→ Records
^^^^^^^^
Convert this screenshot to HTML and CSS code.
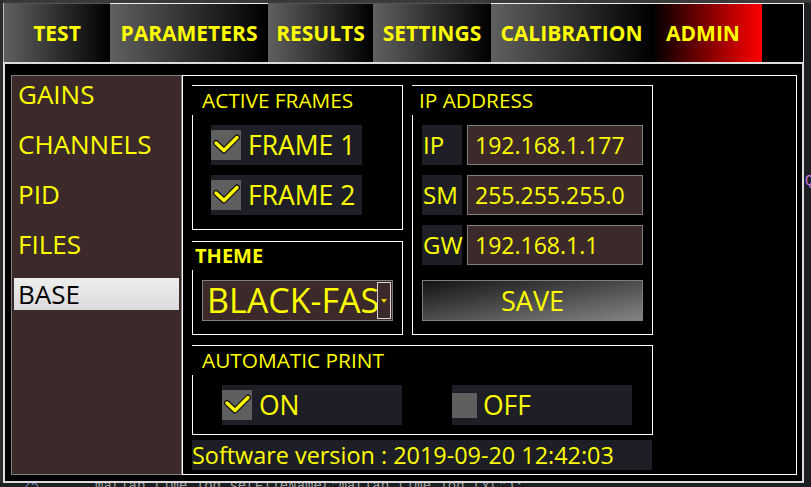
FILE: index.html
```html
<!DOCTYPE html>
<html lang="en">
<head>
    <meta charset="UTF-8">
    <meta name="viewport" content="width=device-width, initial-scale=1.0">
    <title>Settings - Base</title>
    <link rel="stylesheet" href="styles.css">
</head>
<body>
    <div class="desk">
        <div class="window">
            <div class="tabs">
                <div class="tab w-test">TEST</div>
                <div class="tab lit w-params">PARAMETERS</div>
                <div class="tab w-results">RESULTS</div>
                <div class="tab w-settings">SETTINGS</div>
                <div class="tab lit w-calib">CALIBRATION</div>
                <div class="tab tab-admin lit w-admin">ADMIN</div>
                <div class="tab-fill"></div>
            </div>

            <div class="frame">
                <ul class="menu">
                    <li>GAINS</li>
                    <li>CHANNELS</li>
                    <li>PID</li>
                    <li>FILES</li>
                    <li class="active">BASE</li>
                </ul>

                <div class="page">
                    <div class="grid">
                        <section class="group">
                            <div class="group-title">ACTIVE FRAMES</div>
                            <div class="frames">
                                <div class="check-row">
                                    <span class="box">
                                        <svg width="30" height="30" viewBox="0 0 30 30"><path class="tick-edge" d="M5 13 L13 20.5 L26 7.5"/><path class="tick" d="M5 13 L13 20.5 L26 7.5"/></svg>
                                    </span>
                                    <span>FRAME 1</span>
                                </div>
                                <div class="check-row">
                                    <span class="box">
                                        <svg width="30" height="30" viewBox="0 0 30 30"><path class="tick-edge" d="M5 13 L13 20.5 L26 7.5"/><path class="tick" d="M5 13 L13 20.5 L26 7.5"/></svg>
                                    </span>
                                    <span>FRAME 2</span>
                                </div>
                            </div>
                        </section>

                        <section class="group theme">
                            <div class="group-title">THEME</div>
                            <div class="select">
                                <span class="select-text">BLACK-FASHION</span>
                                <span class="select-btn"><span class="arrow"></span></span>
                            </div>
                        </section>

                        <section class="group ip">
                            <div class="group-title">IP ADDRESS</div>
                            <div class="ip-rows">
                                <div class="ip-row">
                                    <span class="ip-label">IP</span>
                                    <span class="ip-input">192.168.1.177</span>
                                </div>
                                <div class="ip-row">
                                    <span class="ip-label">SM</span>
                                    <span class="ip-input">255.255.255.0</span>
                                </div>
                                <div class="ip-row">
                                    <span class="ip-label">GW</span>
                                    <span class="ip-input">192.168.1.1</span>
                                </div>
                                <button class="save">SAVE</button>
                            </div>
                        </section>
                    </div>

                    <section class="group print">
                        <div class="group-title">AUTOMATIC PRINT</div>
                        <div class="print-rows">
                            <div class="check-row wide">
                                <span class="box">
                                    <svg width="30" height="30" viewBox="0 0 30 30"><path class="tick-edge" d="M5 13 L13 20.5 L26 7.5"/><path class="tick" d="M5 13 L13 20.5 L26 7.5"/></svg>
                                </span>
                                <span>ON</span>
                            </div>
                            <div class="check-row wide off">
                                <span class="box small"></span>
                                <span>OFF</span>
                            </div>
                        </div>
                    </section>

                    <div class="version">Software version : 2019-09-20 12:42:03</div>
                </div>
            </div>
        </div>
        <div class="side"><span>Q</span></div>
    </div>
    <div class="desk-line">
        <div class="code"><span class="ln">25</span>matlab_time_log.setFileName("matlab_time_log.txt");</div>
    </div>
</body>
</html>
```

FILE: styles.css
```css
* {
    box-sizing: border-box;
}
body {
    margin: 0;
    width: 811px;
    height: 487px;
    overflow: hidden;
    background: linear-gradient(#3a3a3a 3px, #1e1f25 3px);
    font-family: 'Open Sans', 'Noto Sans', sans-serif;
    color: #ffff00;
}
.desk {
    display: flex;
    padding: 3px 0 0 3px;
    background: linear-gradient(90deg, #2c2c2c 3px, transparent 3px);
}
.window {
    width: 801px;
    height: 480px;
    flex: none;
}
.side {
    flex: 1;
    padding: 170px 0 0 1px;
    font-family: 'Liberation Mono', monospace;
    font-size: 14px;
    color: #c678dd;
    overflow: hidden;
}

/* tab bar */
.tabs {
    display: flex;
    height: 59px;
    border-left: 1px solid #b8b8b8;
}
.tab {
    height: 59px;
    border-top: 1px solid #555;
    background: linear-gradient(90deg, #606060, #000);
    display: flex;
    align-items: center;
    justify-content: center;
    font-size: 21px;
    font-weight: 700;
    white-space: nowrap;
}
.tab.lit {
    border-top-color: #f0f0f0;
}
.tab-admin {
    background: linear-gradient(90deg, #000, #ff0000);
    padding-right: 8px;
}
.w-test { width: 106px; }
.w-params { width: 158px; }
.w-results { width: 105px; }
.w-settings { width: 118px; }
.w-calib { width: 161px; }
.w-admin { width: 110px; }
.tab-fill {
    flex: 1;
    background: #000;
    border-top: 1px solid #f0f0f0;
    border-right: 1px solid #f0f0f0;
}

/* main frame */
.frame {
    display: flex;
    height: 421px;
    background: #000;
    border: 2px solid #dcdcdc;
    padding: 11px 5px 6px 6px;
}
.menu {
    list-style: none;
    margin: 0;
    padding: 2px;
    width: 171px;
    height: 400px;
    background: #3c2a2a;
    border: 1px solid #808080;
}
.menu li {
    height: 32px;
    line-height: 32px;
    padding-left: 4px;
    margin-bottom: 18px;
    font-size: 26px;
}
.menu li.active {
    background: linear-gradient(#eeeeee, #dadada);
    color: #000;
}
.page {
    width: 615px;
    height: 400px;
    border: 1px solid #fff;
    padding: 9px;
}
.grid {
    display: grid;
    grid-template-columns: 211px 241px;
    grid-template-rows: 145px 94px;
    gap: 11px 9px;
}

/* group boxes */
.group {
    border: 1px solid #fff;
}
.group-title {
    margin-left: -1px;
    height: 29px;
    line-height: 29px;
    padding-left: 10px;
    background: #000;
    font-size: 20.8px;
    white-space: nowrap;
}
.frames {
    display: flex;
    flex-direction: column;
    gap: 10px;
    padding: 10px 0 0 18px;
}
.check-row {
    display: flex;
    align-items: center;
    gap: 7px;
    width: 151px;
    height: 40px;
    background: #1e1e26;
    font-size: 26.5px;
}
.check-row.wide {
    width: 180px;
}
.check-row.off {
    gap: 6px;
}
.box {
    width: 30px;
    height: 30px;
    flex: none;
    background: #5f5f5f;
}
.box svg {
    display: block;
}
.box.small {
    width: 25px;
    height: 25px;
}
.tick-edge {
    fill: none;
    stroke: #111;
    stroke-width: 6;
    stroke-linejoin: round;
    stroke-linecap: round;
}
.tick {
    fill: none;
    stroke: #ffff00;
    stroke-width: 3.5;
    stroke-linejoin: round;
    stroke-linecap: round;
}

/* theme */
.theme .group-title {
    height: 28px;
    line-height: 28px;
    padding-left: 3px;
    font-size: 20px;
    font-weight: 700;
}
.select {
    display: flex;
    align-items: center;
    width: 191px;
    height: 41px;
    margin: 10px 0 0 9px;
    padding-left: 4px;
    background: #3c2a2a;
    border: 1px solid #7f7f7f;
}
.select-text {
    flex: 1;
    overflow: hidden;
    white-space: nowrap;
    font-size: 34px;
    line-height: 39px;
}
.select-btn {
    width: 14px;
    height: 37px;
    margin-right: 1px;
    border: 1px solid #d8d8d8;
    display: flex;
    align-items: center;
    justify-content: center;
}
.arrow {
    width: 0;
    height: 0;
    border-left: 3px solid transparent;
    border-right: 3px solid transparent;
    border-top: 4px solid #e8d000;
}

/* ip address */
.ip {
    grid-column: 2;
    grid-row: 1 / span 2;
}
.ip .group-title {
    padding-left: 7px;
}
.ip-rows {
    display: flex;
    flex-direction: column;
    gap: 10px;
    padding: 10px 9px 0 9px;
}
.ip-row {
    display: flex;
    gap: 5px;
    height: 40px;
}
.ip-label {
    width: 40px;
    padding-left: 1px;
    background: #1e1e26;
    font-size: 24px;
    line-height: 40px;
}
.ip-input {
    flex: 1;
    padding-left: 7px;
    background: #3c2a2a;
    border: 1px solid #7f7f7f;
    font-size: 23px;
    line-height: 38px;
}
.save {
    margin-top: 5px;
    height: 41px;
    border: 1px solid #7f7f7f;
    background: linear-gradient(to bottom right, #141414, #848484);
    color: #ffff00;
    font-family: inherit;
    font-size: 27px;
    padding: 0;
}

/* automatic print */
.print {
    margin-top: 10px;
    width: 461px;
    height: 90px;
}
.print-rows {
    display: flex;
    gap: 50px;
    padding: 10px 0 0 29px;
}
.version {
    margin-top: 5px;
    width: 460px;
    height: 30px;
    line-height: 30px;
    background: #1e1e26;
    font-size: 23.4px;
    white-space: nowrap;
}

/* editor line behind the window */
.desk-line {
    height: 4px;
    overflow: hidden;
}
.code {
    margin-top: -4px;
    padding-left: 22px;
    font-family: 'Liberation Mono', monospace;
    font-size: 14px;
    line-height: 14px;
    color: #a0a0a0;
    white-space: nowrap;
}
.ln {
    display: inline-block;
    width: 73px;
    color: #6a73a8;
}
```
^^^^^^^^
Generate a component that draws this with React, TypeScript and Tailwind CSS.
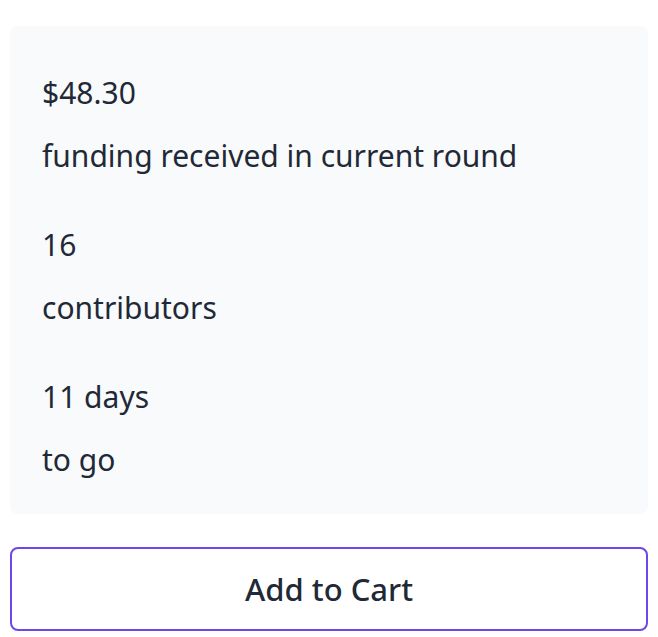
^^^^^^^^
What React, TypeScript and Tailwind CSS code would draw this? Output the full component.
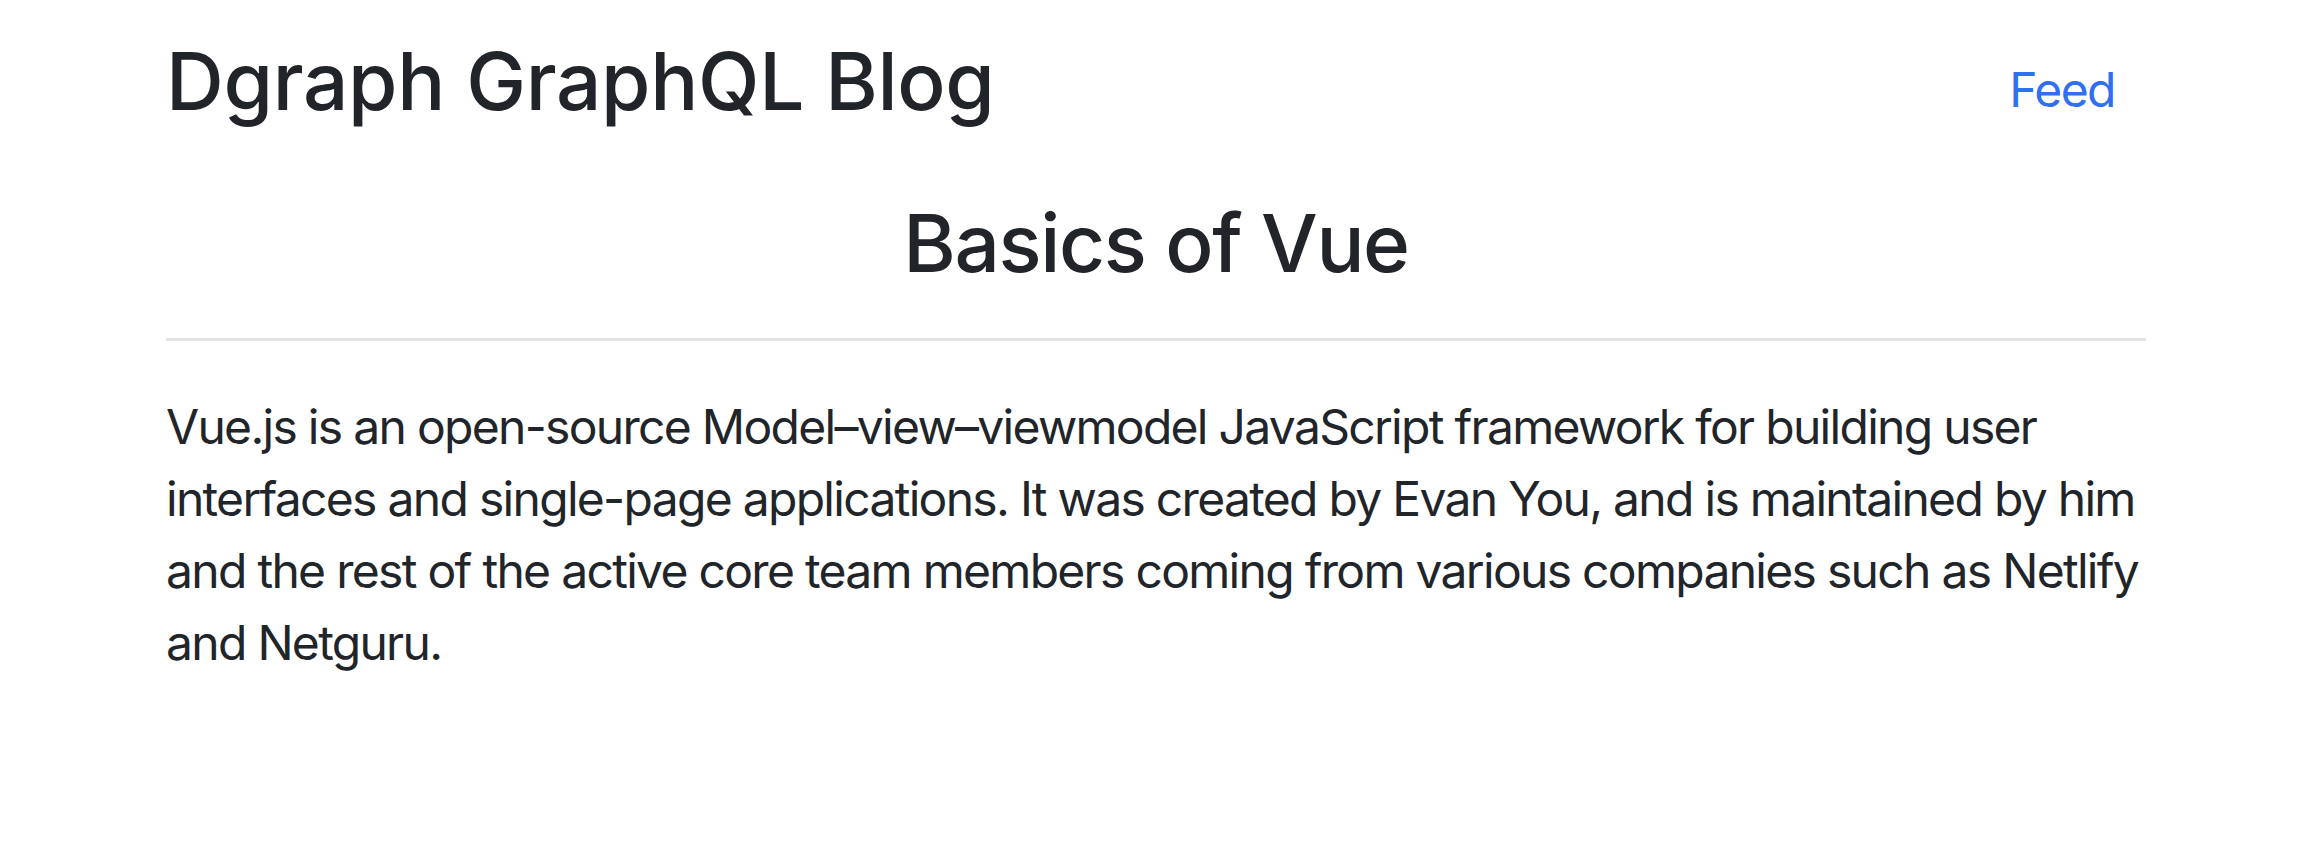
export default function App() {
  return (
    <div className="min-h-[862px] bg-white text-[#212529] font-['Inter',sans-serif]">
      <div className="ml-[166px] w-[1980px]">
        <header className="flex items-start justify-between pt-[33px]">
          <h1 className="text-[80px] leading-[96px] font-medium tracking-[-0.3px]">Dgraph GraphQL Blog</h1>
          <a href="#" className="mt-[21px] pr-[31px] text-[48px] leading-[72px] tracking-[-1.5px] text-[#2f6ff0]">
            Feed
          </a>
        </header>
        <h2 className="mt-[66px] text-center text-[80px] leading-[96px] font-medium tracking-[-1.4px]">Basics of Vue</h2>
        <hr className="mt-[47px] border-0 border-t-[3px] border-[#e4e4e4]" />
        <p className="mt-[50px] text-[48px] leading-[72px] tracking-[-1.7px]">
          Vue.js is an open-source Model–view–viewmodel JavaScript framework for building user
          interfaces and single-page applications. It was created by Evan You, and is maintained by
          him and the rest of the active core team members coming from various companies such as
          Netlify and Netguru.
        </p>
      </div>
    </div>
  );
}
^^^^^^^^
Pull out each line containing the word "component" and copy it.

→ Result of this task
Generate a component that draws this with React, TypeScript and Tailwind CSS.
What React, TypeScript and Tailwind CSS code would draw this? Output the full component.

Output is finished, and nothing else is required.